• WRITTEN REQUEST: Repeat, exactly and only, the lines from the beginning of the data through the line with "string[]; bg: string". Pictures are left out.

• SOURCE EXCERPT:
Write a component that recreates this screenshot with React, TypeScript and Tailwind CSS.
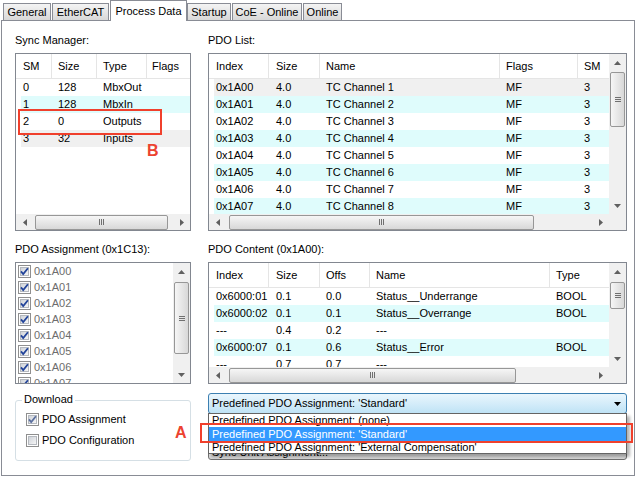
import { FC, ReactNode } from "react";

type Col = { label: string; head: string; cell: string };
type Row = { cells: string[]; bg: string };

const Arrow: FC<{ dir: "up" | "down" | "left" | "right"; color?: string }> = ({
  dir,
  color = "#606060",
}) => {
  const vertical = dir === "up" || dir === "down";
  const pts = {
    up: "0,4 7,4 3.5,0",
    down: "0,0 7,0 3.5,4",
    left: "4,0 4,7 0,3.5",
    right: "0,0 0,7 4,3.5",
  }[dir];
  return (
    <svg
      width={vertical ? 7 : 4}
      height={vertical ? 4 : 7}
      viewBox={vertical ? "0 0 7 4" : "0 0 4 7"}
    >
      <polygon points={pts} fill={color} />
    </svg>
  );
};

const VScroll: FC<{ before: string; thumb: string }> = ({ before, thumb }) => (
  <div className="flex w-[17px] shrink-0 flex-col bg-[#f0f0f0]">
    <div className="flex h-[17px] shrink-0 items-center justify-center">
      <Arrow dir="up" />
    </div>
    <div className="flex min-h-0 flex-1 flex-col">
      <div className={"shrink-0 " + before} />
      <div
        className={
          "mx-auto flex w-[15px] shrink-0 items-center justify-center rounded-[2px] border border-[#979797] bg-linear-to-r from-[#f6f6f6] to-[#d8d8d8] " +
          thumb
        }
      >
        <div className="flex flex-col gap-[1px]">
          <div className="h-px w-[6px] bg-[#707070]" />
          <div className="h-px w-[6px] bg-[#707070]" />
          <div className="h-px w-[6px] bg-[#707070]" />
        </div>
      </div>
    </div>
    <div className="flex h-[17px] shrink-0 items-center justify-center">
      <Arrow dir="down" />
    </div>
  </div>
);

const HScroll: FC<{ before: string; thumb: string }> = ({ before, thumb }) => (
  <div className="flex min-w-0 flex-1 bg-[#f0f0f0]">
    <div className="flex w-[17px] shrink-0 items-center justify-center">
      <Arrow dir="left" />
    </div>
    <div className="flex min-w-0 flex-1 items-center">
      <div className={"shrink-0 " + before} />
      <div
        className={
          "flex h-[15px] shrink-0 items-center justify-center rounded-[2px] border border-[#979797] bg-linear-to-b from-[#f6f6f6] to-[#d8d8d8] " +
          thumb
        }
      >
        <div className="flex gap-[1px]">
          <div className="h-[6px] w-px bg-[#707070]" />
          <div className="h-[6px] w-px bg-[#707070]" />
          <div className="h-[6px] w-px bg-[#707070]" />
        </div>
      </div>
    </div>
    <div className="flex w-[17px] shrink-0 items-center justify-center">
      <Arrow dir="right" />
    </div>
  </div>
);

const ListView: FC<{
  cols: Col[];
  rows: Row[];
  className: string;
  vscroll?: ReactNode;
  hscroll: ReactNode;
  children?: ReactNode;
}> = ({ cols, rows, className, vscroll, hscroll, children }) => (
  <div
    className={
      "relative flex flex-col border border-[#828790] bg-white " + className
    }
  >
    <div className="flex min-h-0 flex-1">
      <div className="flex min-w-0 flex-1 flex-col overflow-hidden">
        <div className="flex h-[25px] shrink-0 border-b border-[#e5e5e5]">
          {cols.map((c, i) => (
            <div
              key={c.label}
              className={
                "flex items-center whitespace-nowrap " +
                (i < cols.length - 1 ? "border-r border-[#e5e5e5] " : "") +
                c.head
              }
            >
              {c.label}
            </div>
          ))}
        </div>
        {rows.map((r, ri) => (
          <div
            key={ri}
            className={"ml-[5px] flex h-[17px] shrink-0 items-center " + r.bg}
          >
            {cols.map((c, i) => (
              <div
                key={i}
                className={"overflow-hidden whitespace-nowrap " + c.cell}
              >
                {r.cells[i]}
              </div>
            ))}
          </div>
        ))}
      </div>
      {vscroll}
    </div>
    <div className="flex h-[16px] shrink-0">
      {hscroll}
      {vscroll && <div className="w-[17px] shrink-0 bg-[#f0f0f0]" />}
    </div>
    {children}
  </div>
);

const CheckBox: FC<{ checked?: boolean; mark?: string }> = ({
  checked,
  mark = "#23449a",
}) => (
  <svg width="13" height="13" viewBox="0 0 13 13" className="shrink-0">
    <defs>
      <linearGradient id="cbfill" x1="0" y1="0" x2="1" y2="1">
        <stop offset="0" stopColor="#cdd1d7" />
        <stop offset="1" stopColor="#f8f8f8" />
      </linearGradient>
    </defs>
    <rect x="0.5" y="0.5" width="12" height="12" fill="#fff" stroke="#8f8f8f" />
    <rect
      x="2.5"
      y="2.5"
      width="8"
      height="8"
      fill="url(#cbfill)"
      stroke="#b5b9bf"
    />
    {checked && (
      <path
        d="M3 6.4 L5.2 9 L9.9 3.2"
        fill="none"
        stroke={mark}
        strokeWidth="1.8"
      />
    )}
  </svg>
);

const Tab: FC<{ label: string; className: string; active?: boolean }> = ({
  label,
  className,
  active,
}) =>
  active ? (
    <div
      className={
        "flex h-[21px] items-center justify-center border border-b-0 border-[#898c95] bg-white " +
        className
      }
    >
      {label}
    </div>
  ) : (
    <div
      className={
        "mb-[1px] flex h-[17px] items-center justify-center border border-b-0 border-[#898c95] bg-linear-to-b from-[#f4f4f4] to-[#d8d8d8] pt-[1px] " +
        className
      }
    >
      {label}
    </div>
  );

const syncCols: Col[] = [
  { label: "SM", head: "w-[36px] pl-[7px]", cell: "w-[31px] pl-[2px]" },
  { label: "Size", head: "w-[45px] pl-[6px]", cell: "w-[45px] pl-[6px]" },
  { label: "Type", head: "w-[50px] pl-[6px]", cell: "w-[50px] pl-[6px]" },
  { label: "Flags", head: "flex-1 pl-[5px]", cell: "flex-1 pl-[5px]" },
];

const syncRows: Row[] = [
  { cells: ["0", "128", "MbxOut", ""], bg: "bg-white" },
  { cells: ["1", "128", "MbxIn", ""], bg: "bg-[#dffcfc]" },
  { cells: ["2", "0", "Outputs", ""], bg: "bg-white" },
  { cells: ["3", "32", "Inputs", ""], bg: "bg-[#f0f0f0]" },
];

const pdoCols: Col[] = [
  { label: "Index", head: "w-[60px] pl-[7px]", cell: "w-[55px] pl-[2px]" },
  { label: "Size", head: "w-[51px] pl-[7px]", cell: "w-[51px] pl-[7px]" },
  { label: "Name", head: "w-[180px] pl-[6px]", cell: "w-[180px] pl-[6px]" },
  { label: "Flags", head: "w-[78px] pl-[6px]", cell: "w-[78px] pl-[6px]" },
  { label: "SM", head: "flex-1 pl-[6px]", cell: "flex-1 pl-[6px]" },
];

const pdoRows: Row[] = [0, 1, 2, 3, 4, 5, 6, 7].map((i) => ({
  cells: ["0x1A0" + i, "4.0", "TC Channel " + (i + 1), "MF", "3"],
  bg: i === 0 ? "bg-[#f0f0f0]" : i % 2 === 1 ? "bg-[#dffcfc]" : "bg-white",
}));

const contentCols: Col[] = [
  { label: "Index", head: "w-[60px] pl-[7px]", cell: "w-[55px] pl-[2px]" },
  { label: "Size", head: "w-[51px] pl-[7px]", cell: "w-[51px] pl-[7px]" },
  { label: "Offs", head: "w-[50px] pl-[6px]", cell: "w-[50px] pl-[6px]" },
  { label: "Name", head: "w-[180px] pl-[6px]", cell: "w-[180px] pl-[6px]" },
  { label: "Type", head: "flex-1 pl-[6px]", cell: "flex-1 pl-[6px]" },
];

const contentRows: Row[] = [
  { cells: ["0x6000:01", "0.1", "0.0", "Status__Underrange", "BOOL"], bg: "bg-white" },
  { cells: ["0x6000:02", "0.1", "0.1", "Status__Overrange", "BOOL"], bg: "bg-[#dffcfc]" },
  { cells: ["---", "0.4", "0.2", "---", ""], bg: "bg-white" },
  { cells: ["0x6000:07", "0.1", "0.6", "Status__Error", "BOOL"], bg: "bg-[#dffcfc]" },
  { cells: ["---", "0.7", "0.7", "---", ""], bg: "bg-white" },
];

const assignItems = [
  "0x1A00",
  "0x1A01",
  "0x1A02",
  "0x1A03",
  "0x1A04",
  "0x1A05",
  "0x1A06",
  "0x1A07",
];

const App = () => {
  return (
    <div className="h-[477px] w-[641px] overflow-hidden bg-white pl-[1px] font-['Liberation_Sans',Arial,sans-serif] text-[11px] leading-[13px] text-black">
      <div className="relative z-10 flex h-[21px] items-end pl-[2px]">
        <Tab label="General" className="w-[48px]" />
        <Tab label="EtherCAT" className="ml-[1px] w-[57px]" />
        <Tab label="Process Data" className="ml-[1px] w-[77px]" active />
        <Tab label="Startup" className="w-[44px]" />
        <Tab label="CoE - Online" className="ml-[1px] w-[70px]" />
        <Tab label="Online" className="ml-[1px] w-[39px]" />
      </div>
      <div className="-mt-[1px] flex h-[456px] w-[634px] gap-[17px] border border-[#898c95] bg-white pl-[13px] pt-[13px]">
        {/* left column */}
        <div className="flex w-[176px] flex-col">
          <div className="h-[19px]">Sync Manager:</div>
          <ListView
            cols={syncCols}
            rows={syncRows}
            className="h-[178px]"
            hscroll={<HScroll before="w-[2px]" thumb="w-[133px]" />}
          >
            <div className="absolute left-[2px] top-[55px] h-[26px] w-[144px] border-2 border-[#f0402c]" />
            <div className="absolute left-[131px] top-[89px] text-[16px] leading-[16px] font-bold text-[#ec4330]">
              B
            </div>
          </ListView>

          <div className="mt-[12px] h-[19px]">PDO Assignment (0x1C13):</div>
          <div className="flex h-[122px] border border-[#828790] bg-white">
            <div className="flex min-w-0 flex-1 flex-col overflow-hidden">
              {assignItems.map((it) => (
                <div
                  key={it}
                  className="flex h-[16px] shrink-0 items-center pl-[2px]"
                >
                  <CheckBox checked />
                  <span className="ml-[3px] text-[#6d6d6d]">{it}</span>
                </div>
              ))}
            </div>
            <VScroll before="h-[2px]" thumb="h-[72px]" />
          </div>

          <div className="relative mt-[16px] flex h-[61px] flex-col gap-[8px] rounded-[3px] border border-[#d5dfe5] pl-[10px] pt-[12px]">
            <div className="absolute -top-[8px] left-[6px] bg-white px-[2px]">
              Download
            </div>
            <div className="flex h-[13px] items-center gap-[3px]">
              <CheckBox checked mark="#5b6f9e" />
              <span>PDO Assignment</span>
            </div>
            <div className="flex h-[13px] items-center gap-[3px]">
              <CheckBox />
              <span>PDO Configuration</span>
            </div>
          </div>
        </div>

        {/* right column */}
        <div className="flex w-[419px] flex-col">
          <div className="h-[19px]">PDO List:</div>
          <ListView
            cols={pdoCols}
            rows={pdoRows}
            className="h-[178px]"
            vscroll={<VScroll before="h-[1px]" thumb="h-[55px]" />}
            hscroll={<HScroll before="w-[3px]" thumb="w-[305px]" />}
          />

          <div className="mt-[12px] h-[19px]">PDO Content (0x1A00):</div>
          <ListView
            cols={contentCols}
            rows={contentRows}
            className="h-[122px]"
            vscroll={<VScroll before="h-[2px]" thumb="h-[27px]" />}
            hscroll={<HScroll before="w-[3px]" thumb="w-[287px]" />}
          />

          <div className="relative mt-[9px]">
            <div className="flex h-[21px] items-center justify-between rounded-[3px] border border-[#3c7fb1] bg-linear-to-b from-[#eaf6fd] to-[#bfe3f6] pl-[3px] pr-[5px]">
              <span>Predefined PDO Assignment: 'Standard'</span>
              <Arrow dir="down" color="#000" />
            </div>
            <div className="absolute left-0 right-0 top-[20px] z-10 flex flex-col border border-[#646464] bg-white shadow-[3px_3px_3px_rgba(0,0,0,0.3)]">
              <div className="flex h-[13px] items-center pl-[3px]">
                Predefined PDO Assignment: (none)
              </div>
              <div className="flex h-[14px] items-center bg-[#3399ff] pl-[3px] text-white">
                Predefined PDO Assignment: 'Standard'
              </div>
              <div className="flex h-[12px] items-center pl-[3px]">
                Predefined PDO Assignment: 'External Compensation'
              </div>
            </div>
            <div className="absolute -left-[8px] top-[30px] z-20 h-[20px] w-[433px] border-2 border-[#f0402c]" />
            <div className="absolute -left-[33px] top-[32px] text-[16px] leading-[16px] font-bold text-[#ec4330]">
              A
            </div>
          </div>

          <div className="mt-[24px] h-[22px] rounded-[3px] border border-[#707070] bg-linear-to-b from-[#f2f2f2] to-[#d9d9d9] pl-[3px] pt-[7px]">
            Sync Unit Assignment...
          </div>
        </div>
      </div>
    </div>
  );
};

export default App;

• EXPECTED ANSWER:
Write a component that recreates this screenshot with React, TypeScript and Tailwind CSS.
import { FC, ReactNode } from "react";

type Col = { label: string; head: string; cell: string };
type Row = { cells: string[]; bg: string };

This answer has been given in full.